THE TRAVESTY OF POSTURING POLITICIANS


   The vote in Parliament Monday to condemn China for its alleged genocide against the country’s Muslim Uyghur minority was a travesty at every level. First, the motion put forward by the Conservative party was non-binding on the government and therefore its passage in the House of Commons is essentially meaningless.
   The vote in the House of Commons on the Uyghurs in China also represents a failure for the Liberal government of Prime Minister Justin Trudeau, who stayed away from the vote along with his entire cabinet, except for the sacrificial lamb offered to the opposition in the form of Canada’s Foreign Affairs Minister, Marc Garneau.

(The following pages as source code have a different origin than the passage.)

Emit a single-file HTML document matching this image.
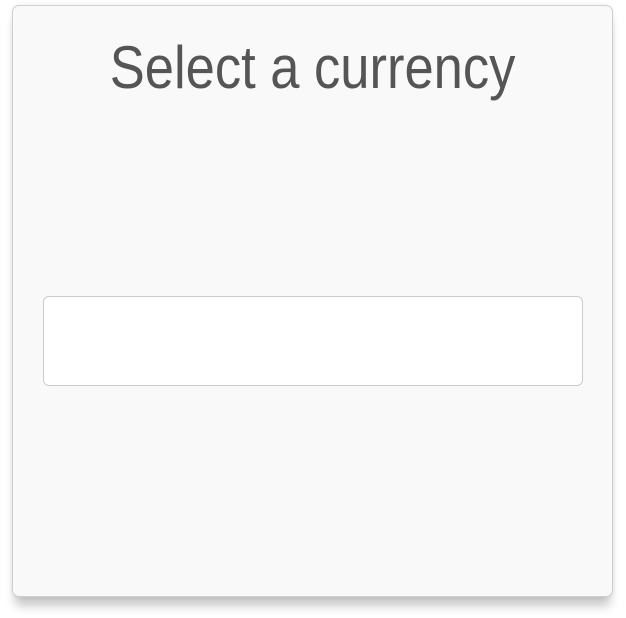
<!DOCTYPE html>
<html><head><style>
html,body{margin:0;padding:0;width:626px;height:618px;background:#fff;overflow:hidden}
.card{position:absolute;left:12px;top:5px;width:599px;height:590px;background:#f9f9f9;border:1px solid #cfcfcf;border-radius:7px;box-shadow:0 12px 10px -3px rgba(0,0,0,0.22),0 0 5px rgba(0,0,0,0.08)}
h1{position:absolute;left:0;right:0;top:30px;margin:0;text-align:center;font-family:"Liberation Sans",sans-serif;font-weight:normal;font-size:60px;line-height:64px;color:#555;transform:scaleX(0.875);transform-origin:300px 0}
.inp{position:absolute;left:30px;top:290px;width:538px;height:88px;background:#fff;border:1px solid #cccccc;border-radius:6px}
</style></head><body>
<div class="card"><h1>Select a currency</h1><div class="inp"></div></div>
</body></html>
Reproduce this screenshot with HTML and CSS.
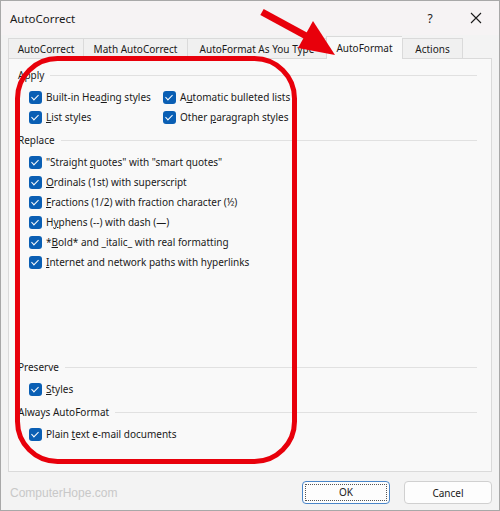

   By declining to issue a whip and declaring the motion a free vote, the government sidestepped its responsibility to take a position on whether what has transpired in China actually constitutes a genocide against the Uyghurs. All one heard from Garneau were the usual platitudes that the government is reflecting on the situation.
   The Trudeau government’s contortions on the vote reflect the reality that its concern about human rights in China is more rhetorical than real. As I argued here recently, Canada’s actions speak louder than its words. Despite the government’s protestations about human rights abuses in China, the Canada Pension Plan Investment Board, a Crown corporation which invests public monies, is invested in China to the tune of $56 billion or almost 12 per cent of its total portfolio, some in companies that have provable links to human rights abuses including against the Uyghurs.